_WHAT TO DO_.
Below this line is a listing that includes pictures. Copy exactly, and only, the lines from the one containing "Convert this screenshot" through the one containing "const CY = 399"; the pictures do not go in the copy.

[Start of RECORDS SUPPLIED]

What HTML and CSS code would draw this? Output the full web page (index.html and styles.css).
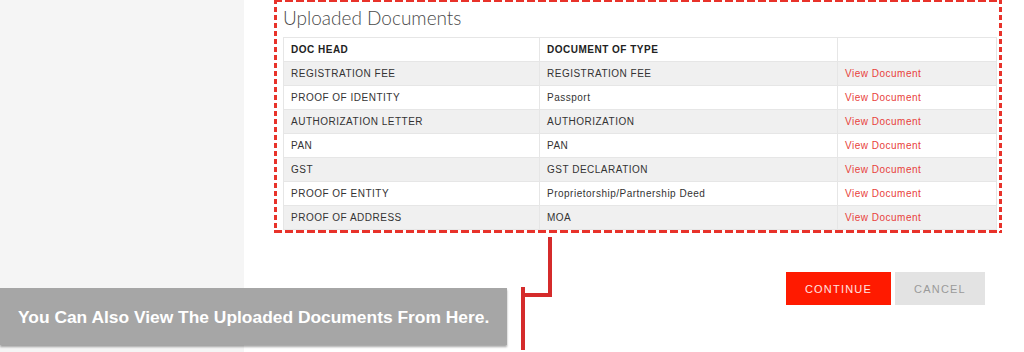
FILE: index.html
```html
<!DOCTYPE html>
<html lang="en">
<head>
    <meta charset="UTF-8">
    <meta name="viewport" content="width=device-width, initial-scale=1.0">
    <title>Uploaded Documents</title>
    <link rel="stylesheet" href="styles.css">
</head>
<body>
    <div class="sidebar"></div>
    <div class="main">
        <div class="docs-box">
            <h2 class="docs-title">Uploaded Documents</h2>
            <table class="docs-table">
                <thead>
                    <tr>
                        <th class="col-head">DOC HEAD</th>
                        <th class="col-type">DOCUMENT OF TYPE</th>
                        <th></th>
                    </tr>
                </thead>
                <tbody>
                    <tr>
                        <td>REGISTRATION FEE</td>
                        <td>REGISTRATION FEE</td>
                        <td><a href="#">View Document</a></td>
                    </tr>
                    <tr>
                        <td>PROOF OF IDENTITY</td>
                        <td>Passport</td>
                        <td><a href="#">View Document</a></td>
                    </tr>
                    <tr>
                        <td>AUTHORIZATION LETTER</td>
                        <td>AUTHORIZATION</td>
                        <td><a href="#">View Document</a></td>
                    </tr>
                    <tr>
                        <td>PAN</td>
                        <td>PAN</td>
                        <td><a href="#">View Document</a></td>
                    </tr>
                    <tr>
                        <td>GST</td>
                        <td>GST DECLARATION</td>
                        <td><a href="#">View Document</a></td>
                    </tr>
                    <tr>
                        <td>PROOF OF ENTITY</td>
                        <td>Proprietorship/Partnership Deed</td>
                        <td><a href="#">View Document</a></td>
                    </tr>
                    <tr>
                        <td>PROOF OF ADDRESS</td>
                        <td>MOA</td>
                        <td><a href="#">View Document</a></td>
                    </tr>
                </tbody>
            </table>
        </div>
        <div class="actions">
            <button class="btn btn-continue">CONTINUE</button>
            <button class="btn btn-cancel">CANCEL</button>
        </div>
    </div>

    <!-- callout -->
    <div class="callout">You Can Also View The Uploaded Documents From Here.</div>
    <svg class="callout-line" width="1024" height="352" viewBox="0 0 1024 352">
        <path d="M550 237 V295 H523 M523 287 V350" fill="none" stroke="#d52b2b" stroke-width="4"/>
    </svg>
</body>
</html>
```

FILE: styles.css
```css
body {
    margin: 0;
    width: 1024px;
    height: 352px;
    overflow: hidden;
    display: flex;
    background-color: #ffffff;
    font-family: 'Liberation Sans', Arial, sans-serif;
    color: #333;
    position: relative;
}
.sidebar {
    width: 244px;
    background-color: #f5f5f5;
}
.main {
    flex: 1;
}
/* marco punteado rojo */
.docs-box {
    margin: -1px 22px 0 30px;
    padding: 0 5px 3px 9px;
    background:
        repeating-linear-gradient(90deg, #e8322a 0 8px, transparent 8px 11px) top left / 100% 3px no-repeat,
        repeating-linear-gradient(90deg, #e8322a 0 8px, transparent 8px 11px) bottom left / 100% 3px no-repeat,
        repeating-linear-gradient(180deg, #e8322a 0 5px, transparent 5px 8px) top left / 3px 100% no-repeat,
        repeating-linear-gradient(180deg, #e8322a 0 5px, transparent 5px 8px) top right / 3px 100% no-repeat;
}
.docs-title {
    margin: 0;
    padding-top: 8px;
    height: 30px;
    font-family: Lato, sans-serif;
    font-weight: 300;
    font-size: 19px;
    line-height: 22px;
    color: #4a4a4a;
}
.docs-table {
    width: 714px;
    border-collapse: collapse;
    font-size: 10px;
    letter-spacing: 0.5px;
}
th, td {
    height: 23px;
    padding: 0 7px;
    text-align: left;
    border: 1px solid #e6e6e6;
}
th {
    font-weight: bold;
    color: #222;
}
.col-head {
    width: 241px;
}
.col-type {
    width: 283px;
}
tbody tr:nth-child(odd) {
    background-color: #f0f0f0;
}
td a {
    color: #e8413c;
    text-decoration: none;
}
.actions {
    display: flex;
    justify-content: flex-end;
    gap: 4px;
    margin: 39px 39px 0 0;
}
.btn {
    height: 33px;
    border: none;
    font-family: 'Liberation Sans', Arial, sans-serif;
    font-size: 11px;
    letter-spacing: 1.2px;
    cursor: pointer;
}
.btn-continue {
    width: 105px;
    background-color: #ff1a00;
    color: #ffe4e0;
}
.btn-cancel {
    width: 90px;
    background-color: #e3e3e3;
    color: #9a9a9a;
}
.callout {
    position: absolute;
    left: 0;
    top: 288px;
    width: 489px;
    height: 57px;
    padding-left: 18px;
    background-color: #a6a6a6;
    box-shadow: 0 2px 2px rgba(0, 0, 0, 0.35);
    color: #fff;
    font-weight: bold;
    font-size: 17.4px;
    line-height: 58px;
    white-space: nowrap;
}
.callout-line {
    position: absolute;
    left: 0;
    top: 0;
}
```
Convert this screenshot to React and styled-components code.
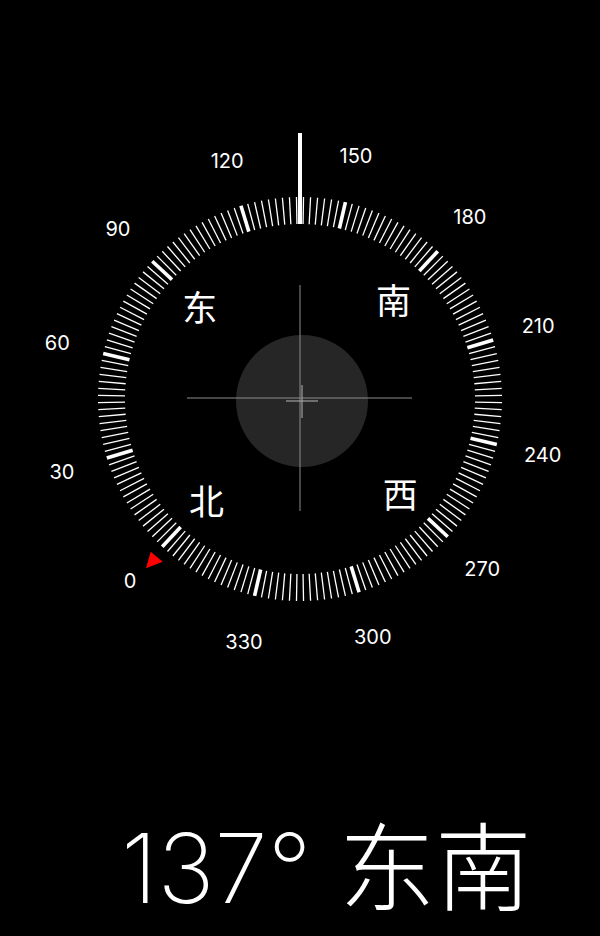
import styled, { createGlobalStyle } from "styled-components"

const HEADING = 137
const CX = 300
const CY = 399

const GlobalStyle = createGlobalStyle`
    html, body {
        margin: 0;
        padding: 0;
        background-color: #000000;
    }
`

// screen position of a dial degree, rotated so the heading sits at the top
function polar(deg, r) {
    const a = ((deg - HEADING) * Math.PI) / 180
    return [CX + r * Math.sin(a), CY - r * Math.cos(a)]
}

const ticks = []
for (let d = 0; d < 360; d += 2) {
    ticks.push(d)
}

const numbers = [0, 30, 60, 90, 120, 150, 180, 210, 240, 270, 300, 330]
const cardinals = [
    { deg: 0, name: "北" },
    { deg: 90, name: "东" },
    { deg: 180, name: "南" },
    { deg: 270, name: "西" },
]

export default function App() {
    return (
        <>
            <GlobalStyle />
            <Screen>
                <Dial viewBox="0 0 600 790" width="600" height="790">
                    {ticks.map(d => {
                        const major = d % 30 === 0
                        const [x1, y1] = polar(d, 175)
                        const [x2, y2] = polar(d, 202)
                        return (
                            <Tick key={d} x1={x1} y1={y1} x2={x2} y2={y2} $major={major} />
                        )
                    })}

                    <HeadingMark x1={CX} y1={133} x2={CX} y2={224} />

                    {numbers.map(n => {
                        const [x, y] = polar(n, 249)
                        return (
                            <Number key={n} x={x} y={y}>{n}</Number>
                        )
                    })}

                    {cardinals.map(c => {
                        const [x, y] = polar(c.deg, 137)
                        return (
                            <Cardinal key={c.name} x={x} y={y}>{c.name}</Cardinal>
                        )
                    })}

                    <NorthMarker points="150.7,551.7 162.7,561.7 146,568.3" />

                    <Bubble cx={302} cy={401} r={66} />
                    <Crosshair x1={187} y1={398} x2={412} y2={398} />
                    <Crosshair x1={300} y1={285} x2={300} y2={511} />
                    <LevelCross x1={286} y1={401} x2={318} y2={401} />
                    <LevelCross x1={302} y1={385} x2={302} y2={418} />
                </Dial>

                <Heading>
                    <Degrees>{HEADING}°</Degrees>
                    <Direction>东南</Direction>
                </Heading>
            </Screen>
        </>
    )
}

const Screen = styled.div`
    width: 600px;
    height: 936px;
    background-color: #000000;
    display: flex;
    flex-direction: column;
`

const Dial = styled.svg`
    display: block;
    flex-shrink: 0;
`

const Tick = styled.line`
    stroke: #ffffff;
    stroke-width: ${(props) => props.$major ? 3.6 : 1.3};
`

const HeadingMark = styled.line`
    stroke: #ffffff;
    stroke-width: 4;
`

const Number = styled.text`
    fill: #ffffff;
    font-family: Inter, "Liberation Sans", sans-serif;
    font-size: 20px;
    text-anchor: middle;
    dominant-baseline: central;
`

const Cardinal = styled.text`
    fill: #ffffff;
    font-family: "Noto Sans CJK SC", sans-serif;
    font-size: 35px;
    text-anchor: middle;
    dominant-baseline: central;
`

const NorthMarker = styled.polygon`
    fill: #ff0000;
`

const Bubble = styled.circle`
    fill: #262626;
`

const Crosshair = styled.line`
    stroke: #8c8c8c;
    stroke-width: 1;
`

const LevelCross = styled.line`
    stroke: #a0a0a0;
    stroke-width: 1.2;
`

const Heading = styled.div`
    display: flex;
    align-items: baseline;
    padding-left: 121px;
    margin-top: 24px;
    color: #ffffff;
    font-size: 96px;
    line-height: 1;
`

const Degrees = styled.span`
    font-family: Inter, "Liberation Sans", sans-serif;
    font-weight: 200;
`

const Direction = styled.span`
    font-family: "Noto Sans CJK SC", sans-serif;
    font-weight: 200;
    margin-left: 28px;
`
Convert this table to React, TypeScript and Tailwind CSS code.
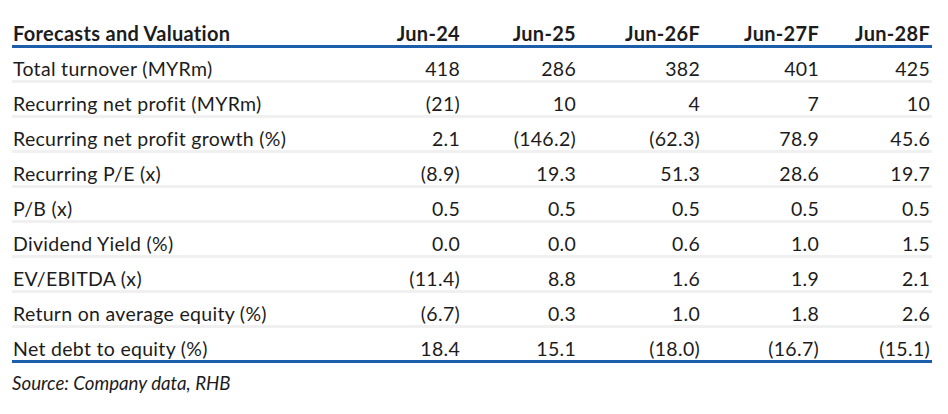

[End of RECORDS SUPPLIED]

_RESULT OF THE EXERCISE_.
Convert this screenshot to React and styled-components code.
import styled, { createGlobalStyle } from "styled-components"

const HEADING = 137
const CX = 300
const CY = 399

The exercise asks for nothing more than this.